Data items
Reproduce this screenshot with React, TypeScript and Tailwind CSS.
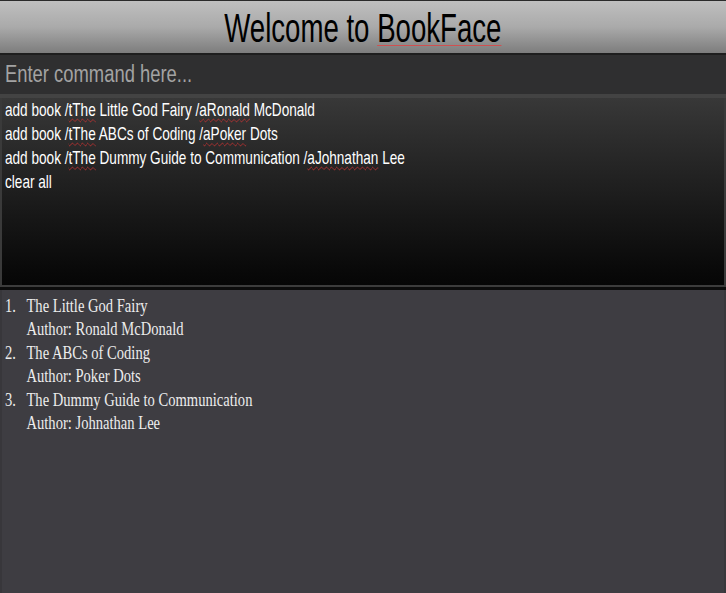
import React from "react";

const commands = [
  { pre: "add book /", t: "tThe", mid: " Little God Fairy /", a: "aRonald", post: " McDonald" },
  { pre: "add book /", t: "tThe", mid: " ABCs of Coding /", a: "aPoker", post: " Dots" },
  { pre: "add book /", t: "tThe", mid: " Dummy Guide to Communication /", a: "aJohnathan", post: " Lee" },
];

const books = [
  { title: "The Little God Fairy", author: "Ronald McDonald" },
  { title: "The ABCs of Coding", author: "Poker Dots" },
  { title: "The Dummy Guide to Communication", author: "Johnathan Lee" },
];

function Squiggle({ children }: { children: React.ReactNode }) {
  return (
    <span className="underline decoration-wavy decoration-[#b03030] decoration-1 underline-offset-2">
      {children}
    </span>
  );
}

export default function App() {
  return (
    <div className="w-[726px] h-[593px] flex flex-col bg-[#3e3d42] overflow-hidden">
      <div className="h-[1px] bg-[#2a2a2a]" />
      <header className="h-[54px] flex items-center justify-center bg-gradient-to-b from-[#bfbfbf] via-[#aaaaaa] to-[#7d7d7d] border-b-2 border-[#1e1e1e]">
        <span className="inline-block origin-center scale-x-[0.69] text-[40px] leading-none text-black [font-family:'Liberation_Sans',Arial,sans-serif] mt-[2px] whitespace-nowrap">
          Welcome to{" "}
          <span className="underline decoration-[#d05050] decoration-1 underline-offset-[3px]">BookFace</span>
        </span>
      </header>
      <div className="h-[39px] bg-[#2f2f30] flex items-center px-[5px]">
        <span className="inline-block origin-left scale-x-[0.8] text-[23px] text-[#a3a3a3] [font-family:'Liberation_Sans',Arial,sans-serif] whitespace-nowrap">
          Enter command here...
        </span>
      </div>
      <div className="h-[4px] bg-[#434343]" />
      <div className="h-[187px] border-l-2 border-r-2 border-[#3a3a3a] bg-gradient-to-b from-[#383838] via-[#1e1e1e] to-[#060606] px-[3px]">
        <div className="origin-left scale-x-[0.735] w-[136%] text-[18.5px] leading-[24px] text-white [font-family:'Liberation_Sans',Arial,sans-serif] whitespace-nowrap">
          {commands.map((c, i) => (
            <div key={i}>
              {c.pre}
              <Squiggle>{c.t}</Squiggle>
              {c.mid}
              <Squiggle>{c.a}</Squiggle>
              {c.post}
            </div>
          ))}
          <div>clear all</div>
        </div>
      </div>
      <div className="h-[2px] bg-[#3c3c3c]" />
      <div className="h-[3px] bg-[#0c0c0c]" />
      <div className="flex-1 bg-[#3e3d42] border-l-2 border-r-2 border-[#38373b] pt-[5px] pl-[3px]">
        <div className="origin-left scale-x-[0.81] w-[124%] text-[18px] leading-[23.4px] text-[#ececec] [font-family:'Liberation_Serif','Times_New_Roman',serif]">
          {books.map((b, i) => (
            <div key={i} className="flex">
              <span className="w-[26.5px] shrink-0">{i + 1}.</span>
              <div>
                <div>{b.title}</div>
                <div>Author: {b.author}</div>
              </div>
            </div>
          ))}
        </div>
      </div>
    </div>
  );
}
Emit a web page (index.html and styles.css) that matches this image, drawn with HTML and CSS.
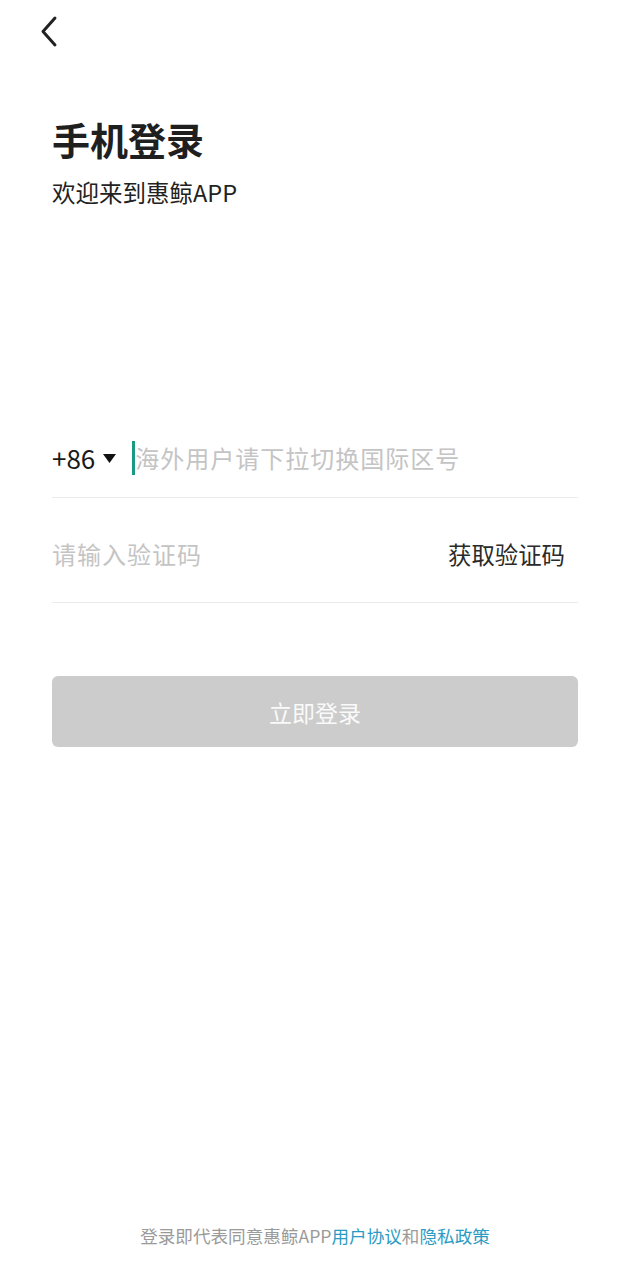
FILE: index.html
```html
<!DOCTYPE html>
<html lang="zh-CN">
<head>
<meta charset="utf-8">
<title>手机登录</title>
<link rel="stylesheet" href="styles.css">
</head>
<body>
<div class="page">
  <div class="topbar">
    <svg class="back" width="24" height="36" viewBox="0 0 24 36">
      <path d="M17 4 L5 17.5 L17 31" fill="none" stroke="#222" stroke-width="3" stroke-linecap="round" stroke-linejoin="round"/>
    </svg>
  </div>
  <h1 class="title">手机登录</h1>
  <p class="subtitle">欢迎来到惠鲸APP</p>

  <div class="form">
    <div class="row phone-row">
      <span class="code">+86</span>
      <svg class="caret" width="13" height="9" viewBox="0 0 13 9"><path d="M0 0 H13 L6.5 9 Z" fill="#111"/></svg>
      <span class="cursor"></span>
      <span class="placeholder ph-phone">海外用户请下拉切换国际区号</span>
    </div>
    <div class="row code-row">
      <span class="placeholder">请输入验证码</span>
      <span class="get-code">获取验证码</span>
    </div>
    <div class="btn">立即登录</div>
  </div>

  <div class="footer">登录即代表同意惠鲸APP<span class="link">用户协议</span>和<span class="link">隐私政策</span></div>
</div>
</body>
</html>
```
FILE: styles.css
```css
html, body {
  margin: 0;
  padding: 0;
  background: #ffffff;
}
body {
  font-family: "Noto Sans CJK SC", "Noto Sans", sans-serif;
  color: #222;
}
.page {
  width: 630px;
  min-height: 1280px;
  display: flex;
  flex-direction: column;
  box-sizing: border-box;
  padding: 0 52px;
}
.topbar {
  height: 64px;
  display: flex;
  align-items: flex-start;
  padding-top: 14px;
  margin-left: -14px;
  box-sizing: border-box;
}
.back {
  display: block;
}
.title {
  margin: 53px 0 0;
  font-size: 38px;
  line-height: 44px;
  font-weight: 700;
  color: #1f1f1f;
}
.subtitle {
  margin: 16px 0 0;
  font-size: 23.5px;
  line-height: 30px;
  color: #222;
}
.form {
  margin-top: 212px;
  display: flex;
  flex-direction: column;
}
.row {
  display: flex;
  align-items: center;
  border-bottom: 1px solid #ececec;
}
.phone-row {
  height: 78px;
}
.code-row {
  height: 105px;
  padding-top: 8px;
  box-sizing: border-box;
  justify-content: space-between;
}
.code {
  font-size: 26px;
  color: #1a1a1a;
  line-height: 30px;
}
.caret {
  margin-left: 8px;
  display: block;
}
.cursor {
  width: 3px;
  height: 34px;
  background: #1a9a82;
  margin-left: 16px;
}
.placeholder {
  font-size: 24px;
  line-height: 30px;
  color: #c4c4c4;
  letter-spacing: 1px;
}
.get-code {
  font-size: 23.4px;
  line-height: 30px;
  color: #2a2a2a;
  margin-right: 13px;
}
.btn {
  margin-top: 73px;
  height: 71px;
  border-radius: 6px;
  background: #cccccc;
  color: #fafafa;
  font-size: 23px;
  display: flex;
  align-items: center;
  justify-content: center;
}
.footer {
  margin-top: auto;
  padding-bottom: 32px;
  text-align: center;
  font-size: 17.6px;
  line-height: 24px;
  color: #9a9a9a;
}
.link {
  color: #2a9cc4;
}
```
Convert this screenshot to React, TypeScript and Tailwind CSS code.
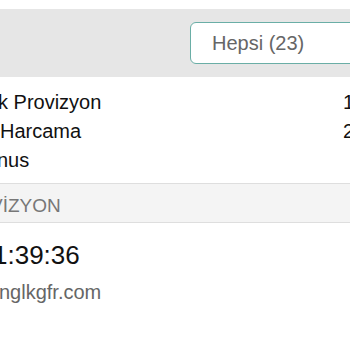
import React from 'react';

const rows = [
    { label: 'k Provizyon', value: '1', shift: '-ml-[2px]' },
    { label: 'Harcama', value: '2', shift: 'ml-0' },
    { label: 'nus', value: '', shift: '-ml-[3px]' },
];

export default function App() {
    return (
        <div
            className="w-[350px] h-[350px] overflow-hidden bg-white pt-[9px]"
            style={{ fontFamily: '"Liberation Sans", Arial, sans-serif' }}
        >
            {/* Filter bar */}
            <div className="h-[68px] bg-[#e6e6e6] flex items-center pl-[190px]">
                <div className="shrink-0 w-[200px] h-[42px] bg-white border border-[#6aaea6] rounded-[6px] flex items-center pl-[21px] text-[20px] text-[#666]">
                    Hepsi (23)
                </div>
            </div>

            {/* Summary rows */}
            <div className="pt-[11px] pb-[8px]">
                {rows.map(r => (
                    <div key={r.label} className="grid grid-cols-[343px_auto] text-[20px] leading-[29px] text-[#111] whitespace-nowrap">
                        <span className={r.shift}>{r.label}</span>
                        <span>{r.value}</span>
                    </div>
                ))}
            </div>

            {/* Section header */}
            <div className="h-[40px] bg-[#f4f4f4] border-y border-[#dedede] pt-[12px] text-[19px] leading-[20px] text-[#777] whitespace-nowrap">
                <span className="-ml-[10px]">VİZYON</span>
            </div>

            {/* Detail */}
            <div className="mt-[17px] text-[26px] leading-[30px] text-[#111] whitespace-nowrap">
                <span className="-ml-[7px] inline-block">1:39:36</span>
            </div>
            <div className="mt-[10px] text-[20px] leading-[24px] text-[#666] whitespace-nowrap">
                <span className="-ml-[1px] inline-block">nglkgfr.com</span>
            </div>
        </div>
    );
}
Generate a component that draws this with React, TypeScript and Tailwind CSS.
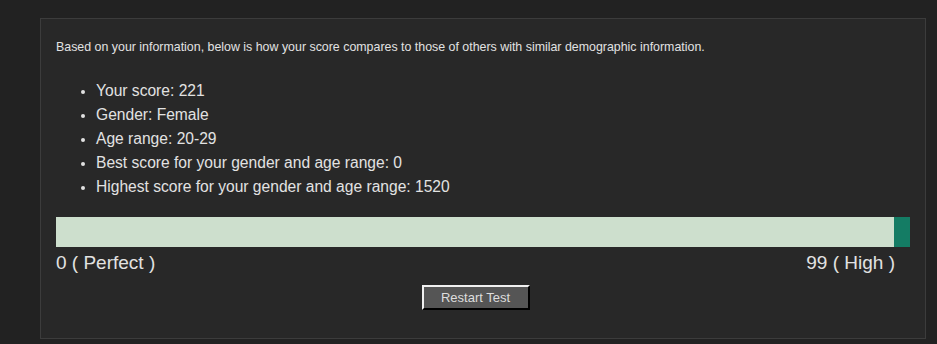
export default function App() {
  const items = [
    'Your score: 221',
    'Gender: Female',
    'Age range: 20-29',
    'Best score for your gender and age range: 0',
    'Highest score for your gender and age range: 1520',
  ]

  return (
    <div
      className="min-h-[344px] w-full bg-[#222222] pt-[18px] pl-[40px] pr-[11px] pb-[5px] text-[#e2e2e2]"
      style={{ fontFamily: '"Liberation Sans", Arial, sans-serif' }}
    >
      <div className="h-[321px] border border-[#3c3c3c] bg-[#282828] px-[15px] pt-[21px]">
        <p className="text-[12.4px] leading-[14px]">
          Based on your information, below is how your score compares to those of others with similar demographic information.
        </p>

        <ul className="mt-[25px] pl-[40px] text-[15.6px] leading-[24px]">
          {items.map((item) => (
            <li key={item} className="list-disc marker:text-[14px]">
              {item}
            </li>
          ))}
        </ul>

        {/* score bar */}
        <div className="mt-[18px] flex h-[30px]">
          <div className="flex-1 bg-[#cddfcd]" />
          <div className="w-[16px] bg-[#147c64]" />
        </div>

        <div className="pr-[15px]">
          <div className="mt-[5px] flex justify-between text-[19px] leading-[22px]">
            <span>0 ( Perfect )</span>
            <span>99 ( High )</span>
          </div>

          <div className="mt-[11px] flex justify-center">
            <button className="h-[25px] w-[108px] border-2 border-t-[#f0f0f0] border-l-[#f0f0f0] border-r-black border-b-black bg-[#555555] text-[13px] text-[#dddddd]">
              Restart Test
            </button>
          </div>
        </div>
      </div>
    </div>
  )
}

PROBLEM STATEMENT:
From the data, list each line in which the string "Tailwind" appears.

EXPECTED ANSWER:
Reproduce this screenshot with React, TypeScript and Tailwind CSS.
Convert this screenshot to React, TypeScript and Tailwind CSS code.
Generate a component that draws this with React, TypeScript and Tailwind CSS.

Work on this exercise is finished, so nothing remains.